**What this task involves**
Search the data for the word "styles". Reproduce every line where it is found.

**Recorded data**
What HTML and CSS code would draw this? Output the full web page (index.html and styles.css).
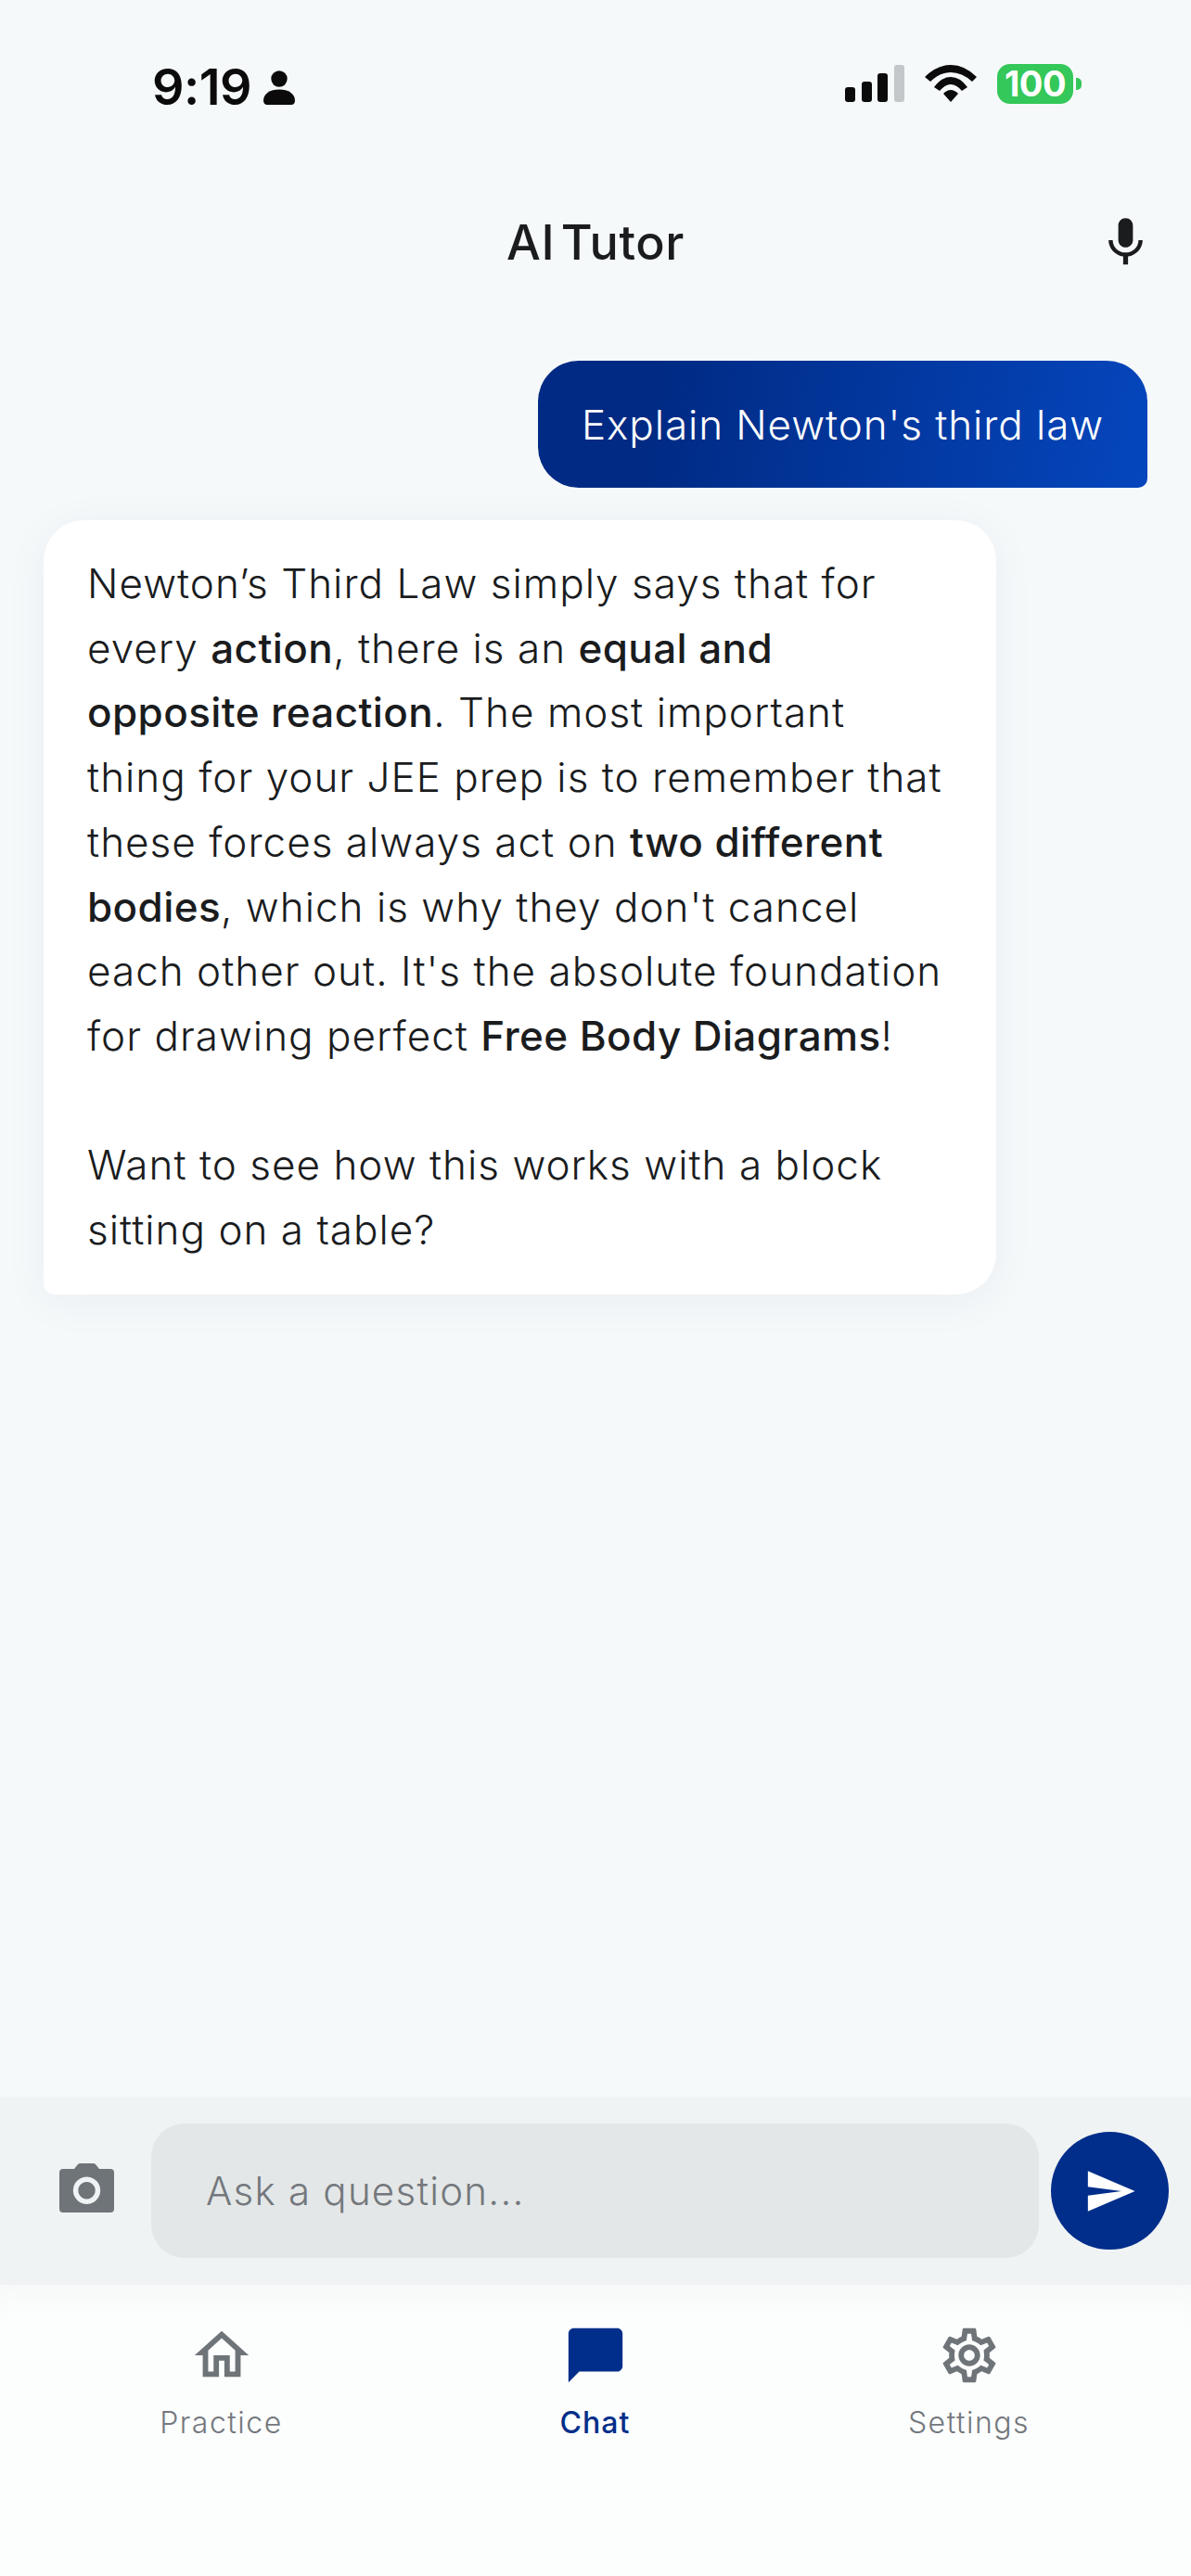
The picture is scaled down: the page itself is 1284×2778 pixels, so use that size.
FILE: index.html
```html
<!DOCTYPE html>
<html lang="en">
<head>
<meta charset="utf-8">
<title>AI Tutor</title>
<link rel="stylesheet" href="styles.css">
</head>
<body>
<div class="app">
  <div class="status">
    <div class="status-left"><span class="time">9:19</span>
      <svg class="person" viewBox="0 0 34 37"><circle cx="17" cy="9" r="8.700"/><path d="M0 32.500C0 25 7 20.500 17 20.500S34 25 34 32.500C34 35.500 32 37 30 37H4C2 37 0 35.500 0 32.500z"/></svg>
    </div>
    <div class="status-right">
      <svg class="signal" viewBox="0 0 64 40"><rect x="0" y="24" width="11" height="16" rx="3"/><rect x="18" y="18" width="11" height="22" rx="3"/><rect x="35" y="9" width="11" height="31" rx="3"/><rect x="53" y="0" width="11" height="40" rx="3" fill="#c4c7c9"/></svg>
      <svg class="wifi" viewBox="0 0 56 40"><path d="M0 13Q13 0 28 0T56 13L51 18Q40 8 28 8T6 18z"/><path d="M10 24Q18 13 28 13T46 24L40 28Q34 21 28 21T16 28z"/><path d="M20 31Q24 27 28 27T36 31L28 40z"/></svg>
      <div class="battery"><span class="batt-body">100</span><span class="batt-tip"></span></div>
    </div>
  </div>
  <header class="top">
    <h1>AI Tutor</h1>
    <svg class="mic" viewBox="0 0 24 24"><path d="M12 14c1.660 0 3-1.340 3-3V5c0-1.660-1.340-3-3-3S9 3.340 9 5v6c0 1.660 1.340 3 3 3zm5.300-3c0 3-2.540 5.100-5.300 5.100S6.700 14 6.700 11H5c0 3.410 2.720 6.230 6 6.720V21h2v-3.280c3.280-.48 6-3.300 6-6.720h-1.700z"/></svg>
  </header>
  <main class="chat">
    <div class="bubble-user">Explain Newton's third law</div>
    <div class="bubble-ai">
      <p>Newton’s Third Law simply says that for every <b>action</b>, there is an <b>equal and opposite reaction</b>. The most important thing for your JEE prep is to remember that these forces always act on <b>two different bodies</b>, which is why they don't cancel each other out. It's the absolute foundation for drawing perfect <b>Free Body Diagrams</b>!</p>
      <p class="gap">Want to see how this works with a block sitting on a table?</p>
    </div>
  </main>
  <div class="composer">
    <svg class="camera" viewBox="0 0 59 53"><path fill-rule="evenodd" d="M4 6H16L20 1Q21 0 23 0H36Q38 0 39 1L43 6H55Q59 6 59 10V49Q59 53 55 53H4Q0 53 0 49V10Q0 6 4 6zM29.500 14.500a14.700 14.700 0 1 0 .01 0zM29.500 20a9.200 9.200 0 1 1-.01 0z"/></svg>
    <div class="input">Ask a question...</div>
    <div class="send"><svg viewBox="0 0 24 24"><path d="M2.010 21 23 12 2.010 3 2 10l15 2-15 2z"/></svg></div>
  </div>
  <nav class="tabs">
    <div class="tab">
      <svg viewBox="0 0 24 24"><path d="M12 5.690l5 4.500V18h-2v-6H9v6H7v-7.810l5-4.500M12 3 2 12h3v8h6v-6h2v6h6v-8h3L12 3z"/></svg>
      <span>Practice</span>
    </div>
    <div class="tab active">
      <svg viewBox="0 0 24 24"><path d="M20 2H4c-1.100 0-2 .9-2 2v18l4-4h14c1.100 0 2-.9 2-2V4c0-1.100-.9-2-2-2z"/></svg>
      <span>Chat</span>
    </div>
    <div class="tab">
      <svg viewBox="0 0 24 24"><path d="M19.430 12.980c.04-.32.07-.64.07-.98s-.03-.66-.07-.98l2.110-1.650c.19-.15.24-.42.12-.64l-2-3.460c-.12-.22-.39-.3-.61-.22l-2.490 1c-.52-.4-1.080-.73-1.690-.98l-.38-2.650A.49.49 0 0 0 14 2h-4c-.25 0-.46.18-.49.42l-.38 2.650c-.61.25-1.170.59-1.690.98l-2.490-1c-.23-.09-.49 0-.61.22l-2 3.460c-.13.22-.07.49.12.64l2.110 1.650c-.04.32-.07.65-.07.98s.03.66.07.98l-2.110 1.650c-.19.15-.24.42-.12.64l2 3.460c.12.22.39.3.61.22l2.490-1c.52.4 1.080.73 1.690.98l.38 2.650c.03.24.24.42.49.42h4c.25 0 .46-.18.49-.42l.38-2.650c.61-.25 1.170-.59 1.690-.98l2.490 1c.23.09.49 0 .61-.22l2-3.460c.12-.22.07-.49-.12-.64l-2.110-1.650zM17.450 11.270c.04.31.05.52.05.73s-.02.43-.05.73l-.14 1.130.89.7 1.080.84-.7 1.210-1.270-.51-1.040-.42-.9.68c-.43.32-.84.56-1.250.73l-1.060.43-.16 1.130-.2 1.350h-1.400l-.19-1.350-.16-1.130-1.060-.43c-.43-.18-.83-.41-1.230-.71l-.91-.7-1.060.43-1.270.51-.7-1.210 1.080-.84.89-.7-.14-1.130c-.03-.31-.05-.54-.05-.74s.02-.43.05-.73l.14-1.130-.89-.7-1.080-.84.7-1.210 1.270.51 1.040.42.9-.68c.43-.32.84-.56 1.250-.73l1.060-.43.16-1.130.2-1.350h1.390l.19 1.350.16 1.130 1.060.43c.43.18.83.41 1.230.71l.91.7 1.060-.43 1.270-.51.7 1.210-1.070.85-.89.7.14 1.130zM12 8c-2.210 0-4 1.790-4 4s1.790 4 4 4 4-1.790 4-4-1.790-4-4-4zm0 6c-1.100 0-2-.9-2-2s.9-2 2-2 2 .9 2 2-.9 2-2 2z"/></svg>
      <span>Settings</span>
    </div>
  </nav>
</div>
</body>
</html>
```

FILE: styles.css
```css
* { box-sizing: border-box; margin: 0; padding: 0; }
html, body { width: 1284px; height: 2778px; overflow: hidden; }
body { background: #f6f9fa; font-family: Inter, "Liberation Sans", sans-serif; font-optical-sizing: none; color: #1a1c1e; }
.app { width: 1284px; height: 2778px; display: flex; flex-direction: column; }
.status { height: 190px; flex: none; display: flex; justify-content: space-between; align-items: flex-start; padding: 68px 118px 0 164px; }
.status-left { display: flex; align-items: center; gap: 13px; }
.time { font-size: 54px; line-height: 52px; font-weight: 600; color: #0b0b0b; letter-spacing: -0.5px; }
.person { width: 34px; height: 37px; fill: #0b0b0b; }
.status-right { display: flex; align-items: center; gap: 22px; height: 90px; margin-top: -23px; }
.signal { width: 64px; height: 40px; fill: #0b0b0b; }
.wifi { width: 56px; height: 40px; fill: #0b0b0b; }
.battery { display: flex; align-items: center; gap: 3px; }
.batt-body { width: 82px; height: 43px; border-radius: 14px; background: #34c759; color: #fff; font-size: 38px; font-weight: 700; line-height: 43px; letter-spacing: -0.5px; text-align: center; }
.batt-tip { width: 6px; height: 13px; border-radius: 0 5px 5px 0; background: #34c759; }
.top { height: 145px; flex: none; display: flex; align-items: center; justify-content: center; position: relative; }
.top h1 { font-size: 52px; font-weight: 500; font-optical-sizing: auto; letter-spacing: 0.6px; word-spacing: -8px; color: #1a1c1e; margin-top: -2px; }
.mic { position: absolute; right: 39px; top: 40px; width: 63px; height: 63px; fill: #1a1c1e; }
.chat { flex: 1; display: flex; flex-direction: column; align-items: flex-start; padding: 54px 47px 0; }
.bubble-user { align-self: flex-end; height: 137px; padding: 0 47px; display: flex; align-items: center; border-radius: 44px 44px 10px 44px; background: linear-gradient(100deg, #002a83 18%, #0546bd 100%); color: #fff; font-size: 44px; font-weight: 330; letter-spacing: 0.92px; }
.bubble-ai { margin-top: 35px; width: 1027px; padding: 34px 55px 34px 47px; background: #fff; border-radius: 44px 44px 44px 12px; box-shadow: 0 8px 48px rgba(0, 40, 100, 0.05); font-size: 44px; font-weight: 340; line-height: 69.7px; letter-spacing: 1.02px; color: #1a1c1e; }
.bubble-ai b { font-weight: 510; letter-spacing: 0.4px; }
.gap { margin-top: 69.7px; }
.composer { height: 203px; flex: none; background: #f0f3f4; display: flex; align-items: center; position: relative; padding: 0 164px 0 163px; }
.camera { position: absolute; left: 64px; top: 72px; width: 59px; height: 53px; fill: #6f7479; }
.input { width: 957px; height: 145px; border-radius: 36px; background: #e4e7e8; display: flex; align-items: center; padding: 0 59px; font-size: 42px; font-weight: 330; letter-spacing: 1.25px; color: #74787d; }
.send { position: absolute; left: 1133px; top: 38px; width: 127px; height: 127px; border-radius: 50%; background: #002e8a; display: flex; align-items: center; justify-content: center; }
.send svg { width: 58px; height: 58px; fill: #fff; }
.tabs { height: 314px; flex: none; background: #fcfdfd; display: flex; padding-top: 41px; box-shadow: inset 0 30px 40px -30px rgba(240, 243, 244, 0.8); }
.tab { width: 403px; display: flex; flex-direction: column; align-items: center; color: #74787d; font-size: 32px; font-weight: 330; letter-spacing: 1.5px; gap: 18px; }
.tab:first-child { margin-left: 37px; }
.tab svg { width: 70px; height: 70px; fill: #6f7479; }
.tab.active { color: #002e8a; font-weight: 500; letter-spacing: 1px; }
.tab.active svg { fill: #002e8a; }
```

**The answer**
What HTML and CSS code would draw this? Output the full web page (index.html and styles.css).
<link rel="stylesheet" href="styles.css">
FILE: styles.css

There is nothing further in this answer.